Unity & Malaysia Day

Unity.  Our politicians demand this while entrenching long term barriers towards this.

Brian Lee

As we celebrated Malaysia Day earlier last week, the news cycle was dominated by demands by politicians and cabinet ministers for Malaysians to embrace unity.

Unity.  Our politicians demand this while entrenching long term barriers towards this. In his call to unity, Dr Mahathir said that Malaysians need to take responsibility to uphold ethnic, religious and cultural diversity for the country’s stability and progress.

Yet this betrays the fact that for much of our recent history, the rights of states and local communities have been largely eroded by interference by the federal governments. 

As a resident of Peninsular Malaysia, I can’t help but resonate with the efforts of East Malaysians to better administer their own states – after all they would best know the needs of their own local communities.

Their call for greater discussions and their rejection of the Constitution (Amendment) Bill on MA63 in April showed that it was important that all parties involved give ample space for discussion and agreement on key issues. 

Listening is key and it is unfortunate that I did not see any particular call towards this aside from comments made by Tunku Ismail Idris in Persada last weekend.

He had called for the youth to make their voices loud and clear, to demand for greater responsibility and transparency from their leaders and that he would do his utmost to assist youth organisations in pursuing a more unified Malaysia. 

According to comments made by attendees at Malaysian Youth Council (MBM) Congress, the efforts of the council to support youth organizations have become increasingly difficult under the Pakatan Harapan government. 

Youth Minister Syed Saddiq deserves the criticism that has been heaped upon him.
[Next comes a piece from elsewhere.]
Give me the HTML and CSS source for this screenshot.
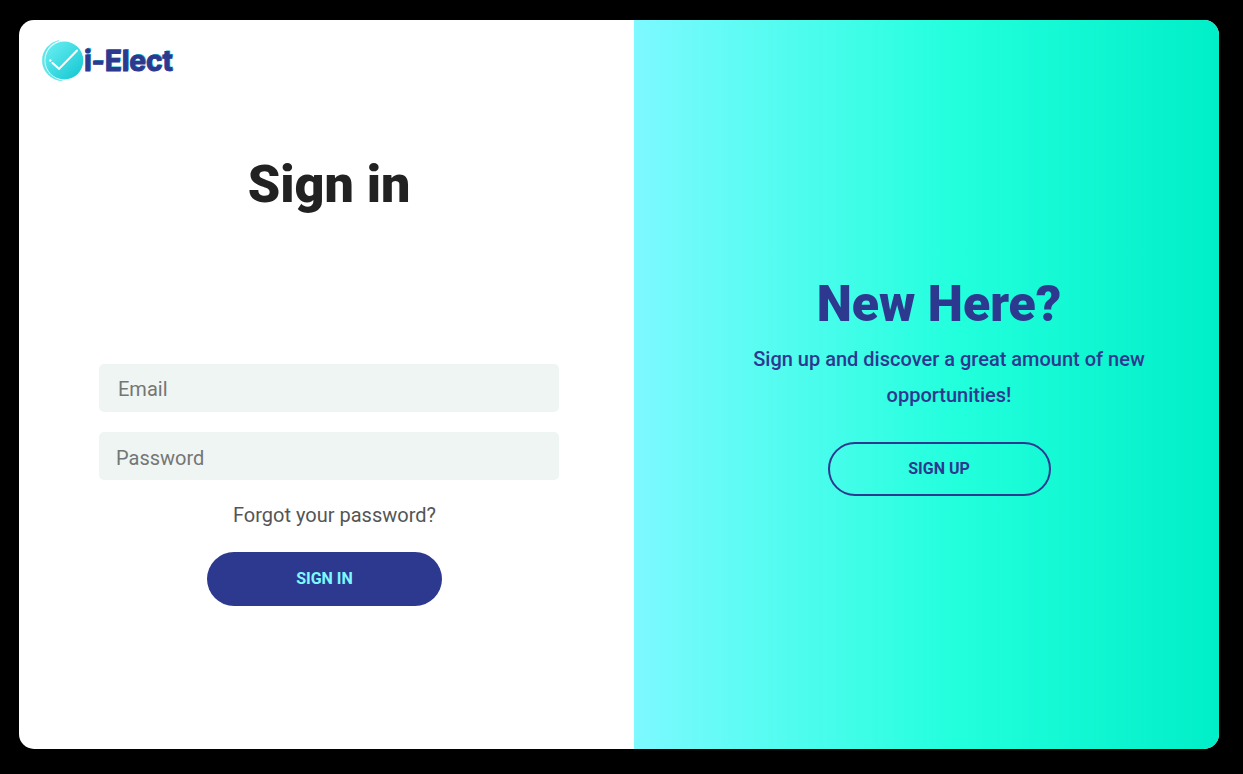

His actions, especially of late, belie the failure of Pakatan Harapan to build anything that resembles Malaysia Baru. 

He had betrayed the trust of moderate Malaysians everywhere when he broke bread with figures that threatened our social fabric, sheepishly asking Malaysians to “move on”.

Instead of leveraging the nationwide access that the various organizations that are under his Ministry’s Jurisdiction – he instead dismisses them and ignores their views. 

All the while, placing members of his own parties in key points of access within his Ministry’s portfolio.

When a 13 year old student attempted to voice his views on the status quo, he simply dismisses him with the same dismissive attitude that his critics during the election campaign had levied against him.

Nor has he communicated a proper vision to reduce our growing youth unemployment rate beyond his endorsement of GoJek, a foreign company instead of homegrown entities. 

But to blame Syed Saddiq alone is a gross misrepresentation of the underlying spirit of entitlement that the Pakatan Harapan displays on a whole. 

Despite their calls for unity and labelling critics as “traitors to the nation”, their actions highlight their true nature. 

Malaysians are all too familiar with their string of broken promises, ones that even their keenest of their supporters have given up on keeping track. 

The government insists on pursuing their own “policy goals”, albeit ones that are clearly driven by special interests.

Look at the actions of Minister of Housing and Local Government, Zuraidah Kamaruddin who labels ‘One-term gov’t’ critics as traitors, while embarking on a campaign to sell off high-end luxury housing to foreigners.

Tun Mahathir and Syed Saddiq themselves lead a party singularly concerned over Malay rights and given their actions – from the comments made at the Bumiputera Congress to Syed Saddiq’s tone-deaf u-turn over Zakir Naik, are everyday Malaysians the only ones to blame in addressing the specter of parochial politics?

Perhaps the most important lesson here is that the UMNO-PAS alliance is only a threat due to the inability of Pakatan Harapan to abandon old ways of thinking.

Addressing the state of the country cannot be driven by placing blame and guilt upon us, but requires responsibility and sincere actions to combat them. 

TMJ’s comments towards building a truly unified Malaysia reminds us that for all the talk of principles of those in government during the election campaigns – they were ultimately lip service.

The reality is that it seems that we are left with a government that is only interested in exploiting the system of old – a sentiment unfortunately is shared by many grassroots in Pakatan’s component parties, be it DAP, PKR or PPBM. 

While their leaders decry racial politics in their speeches and letters from ivory towers, little is done in addressing the day-to-day actions of by their own party members in positions of power.

As much as they attack voices that call them a “one-term government”, their actions and broken promises show their true nature. 

It reeks of entitlement, and that is something that all Malaysians would be happy to get rid of.